The DeKalb County Police Department had issued a statement about the shooting that morning, though it did not mention Zadok by name. The statement reported that a man “aggressively wielding a knife” had “lunged at officers with the knife causing one of them to discharge their firearm” and then had “fled into a vacant residence.” He had, according to the statement, come back out and lunged at officers with the knife, again “causing an officer to discharge his firearm,” and then gone “back into the residence.”


Late on the afternoon of April 13th, Hahnah and her mother joined other members of the family at the Terraces. Inside Zadok’s home, they saw blood on the floor and walls. They also noticed what looked like marks from a knife on the door handle. The condo attached to Zadok’s was being renovated by its owner, Jeffrey Dotson, who usually rented it out—it was unoccupied, and the family suspected that this was the vacant residence the police had mentioned in their initial statement, which informed early news reports of the incident. Dotson told me that, in early March, Zadok had called him to let him know about a leak in his place that could be damaging Dotson’s side, and offered to pay for any damages. “He was very proactive,” Dotson said. “A good neighbor.”

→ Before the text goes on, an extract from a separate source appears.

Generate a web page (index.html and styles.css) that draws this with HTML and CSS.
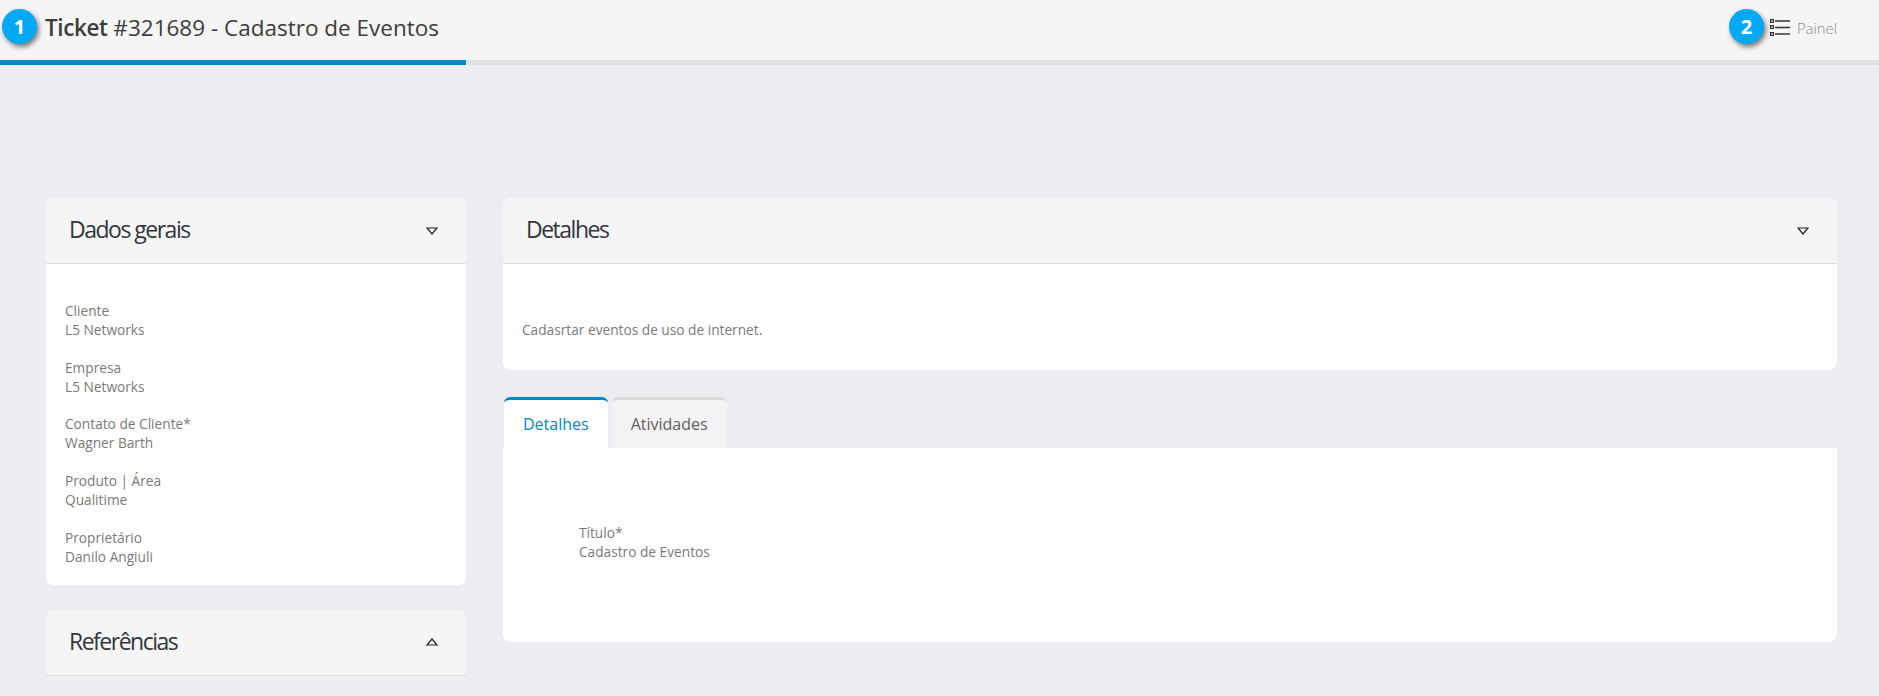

The family walked around the complex, asking neighbors what they had heard and seen. Among the people they spoke to was Jason Neal, who later told Channel 2 News in Atlanta what he’d told the Williams family, that he’d seen “a young man running from the police” who had “jumped on the rooftop, kicked in a window” and then jumped through it. Other neighbors told the Williams family that they’d seen a man with a bucket, but no knife. Zadok’s sisters had seen him with his bucket before, dealing with some kind of plumbing issue in the crawl space beneath the house. Neighbors also said that a long time passed before anyone helped Zadok. “When we interviewed witnesses,” Hahnah said, “they told us that E.M.S. did not enter the house until over an hour after the shooting.”